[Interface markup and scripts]
## Begin

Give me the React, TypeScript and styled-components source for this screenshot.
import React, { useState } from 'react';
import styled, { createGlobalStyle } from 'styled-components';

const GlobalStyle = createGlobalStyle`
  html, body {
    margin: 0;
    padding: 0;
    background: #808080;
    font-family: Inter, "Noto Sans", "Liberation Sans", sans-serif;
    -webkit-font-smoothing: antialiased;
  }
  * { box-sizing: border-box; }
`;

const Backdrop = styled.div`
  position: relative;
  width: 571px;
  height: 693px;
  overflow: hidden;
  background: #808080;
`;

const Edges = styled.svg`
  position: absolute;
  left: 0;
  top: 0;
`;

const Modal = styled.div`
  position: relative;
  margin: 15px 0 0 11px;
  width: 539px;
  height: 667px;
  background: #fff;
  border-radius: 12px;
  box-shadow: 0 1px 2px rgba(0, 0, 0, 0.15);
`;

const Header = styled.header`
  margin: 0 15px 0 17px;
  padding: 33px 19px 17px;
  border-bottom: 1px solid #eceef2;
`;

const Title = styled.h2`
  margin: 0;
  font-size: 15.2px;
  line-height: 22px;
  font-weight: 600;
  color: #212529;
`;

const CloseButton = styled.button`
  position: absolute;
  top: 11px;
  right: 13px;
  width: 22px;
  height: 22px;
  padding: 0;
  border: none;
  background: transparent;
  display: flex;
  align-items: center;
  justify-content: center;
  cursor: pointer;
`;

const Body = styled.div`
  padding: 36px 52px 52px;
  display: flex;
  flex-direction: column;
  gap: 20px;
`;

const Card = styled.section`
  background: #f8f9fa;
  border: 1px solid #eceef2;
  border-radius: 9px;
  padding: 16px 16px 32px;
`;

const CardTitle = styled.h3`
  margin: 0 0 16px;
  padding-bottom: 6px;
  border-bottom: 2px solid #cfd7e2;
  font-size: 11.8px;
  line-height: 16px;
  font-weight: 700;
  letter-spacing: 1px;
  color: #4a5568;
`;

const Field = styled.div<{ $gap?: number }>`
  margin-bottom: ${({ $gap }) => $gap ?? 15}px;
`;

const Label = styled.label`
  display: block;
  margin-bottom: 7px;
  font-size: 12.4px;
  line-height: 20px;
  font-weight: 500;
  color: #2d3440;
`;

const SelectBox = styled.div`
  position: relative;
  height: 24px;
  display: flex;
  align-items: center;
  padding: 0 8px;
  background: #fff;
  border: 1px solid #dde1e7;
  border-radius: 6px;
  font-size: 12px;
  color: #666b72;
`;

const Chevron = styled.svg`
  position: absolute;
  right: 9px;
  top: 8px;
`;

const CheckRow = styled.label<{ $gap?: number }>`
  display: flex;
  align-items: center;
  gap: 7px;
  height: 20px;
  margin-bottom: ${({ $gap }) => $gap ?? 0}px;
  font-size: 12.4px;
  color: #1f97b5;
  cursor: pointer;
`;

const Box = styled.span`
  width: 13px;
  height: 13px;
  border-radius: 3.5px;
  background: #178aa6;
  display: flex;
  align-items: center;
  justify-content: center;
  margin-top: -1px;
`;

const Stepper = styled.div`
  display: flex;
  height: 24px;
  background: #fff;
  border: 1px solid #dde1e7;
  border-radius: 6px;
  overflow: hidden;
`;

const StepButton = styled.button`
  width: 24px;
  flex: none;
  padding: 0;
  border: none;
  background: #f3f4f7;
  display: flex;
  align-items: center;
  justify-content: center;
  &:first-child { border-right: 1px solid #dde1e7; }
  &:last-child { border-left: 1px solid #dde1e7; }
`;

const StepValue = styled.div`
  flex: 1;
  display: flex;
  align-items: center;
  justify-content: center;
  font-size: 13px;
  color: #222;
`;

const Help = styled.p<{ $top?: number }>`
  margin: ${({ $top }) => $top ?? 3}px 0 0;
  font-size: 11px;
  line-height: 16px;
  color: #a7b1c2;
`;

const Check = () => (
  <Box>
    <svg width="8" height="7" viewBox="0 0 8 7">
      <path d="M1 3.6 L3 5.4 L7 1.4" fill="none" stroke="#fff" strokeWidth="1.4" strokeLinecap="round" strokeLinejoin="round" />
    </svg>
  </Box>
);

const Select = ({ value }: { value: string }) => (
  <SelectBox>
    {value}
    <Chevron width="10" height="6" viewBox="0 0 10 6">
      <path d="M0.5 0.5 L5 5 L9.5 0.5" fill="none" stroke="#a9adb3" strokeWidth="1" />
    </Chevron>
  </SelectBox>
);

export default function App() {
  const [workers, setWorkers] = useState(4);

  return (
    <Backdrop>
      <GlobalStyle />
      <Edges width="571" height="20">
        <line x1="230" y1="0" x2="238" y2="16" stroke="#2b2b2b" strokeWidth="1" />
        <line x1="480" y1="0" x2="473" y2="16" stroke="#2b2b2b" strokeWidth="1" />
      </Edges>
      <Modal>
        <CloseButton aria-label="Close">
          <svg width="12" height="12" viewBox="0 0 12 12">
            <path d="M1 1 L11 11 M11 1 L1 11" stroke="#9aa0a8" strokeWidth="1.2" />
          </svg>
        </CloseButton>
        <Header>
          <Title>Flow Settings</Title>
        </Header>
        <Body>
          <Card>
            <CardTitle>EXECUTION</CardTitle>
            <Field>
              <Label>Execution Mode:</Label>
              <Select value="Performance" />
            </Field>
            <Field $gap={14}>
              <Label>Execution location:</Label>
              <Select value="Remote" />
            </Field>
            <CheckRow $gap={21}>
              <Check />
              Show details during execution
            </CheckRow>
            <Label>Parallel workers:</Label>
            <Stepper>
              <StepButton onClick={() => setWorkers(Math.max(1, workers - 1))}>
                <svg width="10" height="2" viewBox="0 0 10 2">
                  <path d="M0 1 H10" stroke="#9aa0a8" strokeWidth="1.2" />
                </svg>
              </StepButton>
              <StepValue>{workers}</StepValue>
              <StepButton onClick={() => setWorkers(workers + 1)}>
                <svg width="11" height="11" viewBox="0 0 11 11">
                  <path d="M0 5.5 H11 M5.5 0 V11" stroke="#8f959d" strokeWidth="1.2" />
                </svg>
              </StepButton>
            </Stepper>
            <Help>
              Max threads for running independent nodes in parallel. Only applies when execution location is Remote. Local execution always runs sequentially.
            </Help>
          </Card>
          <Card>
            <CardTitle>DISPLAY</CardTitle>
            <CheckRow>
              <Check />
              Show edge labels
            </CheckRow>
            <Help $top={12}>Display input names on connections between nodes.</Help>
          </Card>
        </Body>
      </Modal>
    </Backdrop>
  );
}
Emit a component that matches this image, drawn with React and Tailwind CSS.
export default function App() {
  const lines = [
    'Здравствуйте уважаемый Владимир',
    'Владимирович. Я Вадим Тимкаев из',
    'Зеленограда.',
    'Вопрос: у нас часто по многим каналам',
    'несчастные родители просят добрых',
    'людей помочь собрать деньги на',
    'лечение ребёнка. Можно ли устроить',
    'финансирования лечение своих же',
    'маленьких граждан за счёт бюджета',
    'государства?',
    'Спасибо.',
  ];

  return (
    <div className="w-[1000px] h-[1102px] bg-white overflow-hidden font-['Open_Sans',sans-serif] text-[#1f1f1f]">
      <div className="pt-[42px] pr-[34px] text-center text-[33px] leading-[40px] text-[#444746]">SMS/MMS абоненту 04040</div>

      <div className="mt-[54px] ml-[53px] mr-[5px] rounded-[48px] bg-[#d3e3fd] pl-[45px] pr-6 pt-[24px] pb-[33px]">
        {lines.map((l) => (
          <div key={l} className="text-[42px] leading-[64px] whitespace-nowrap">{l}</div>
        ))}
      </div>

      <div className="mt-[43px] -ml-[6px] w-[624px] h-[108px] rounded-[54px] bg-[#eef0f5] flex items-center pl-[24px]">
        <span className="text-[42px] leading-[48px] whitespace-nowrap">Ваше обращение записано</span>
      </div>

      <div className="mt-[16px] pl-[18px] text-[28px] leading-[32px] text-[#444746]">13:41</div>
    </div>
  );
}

## End

Problem to work on: Search the lines for "React". Copy each line that has it.

Result of this exercise:
Give me the React, TypeScript and styled-components source for this screenshot.
import React, { useState } from 'react';
Emit a component that matches this image, drawn with React and Tailwind CSS.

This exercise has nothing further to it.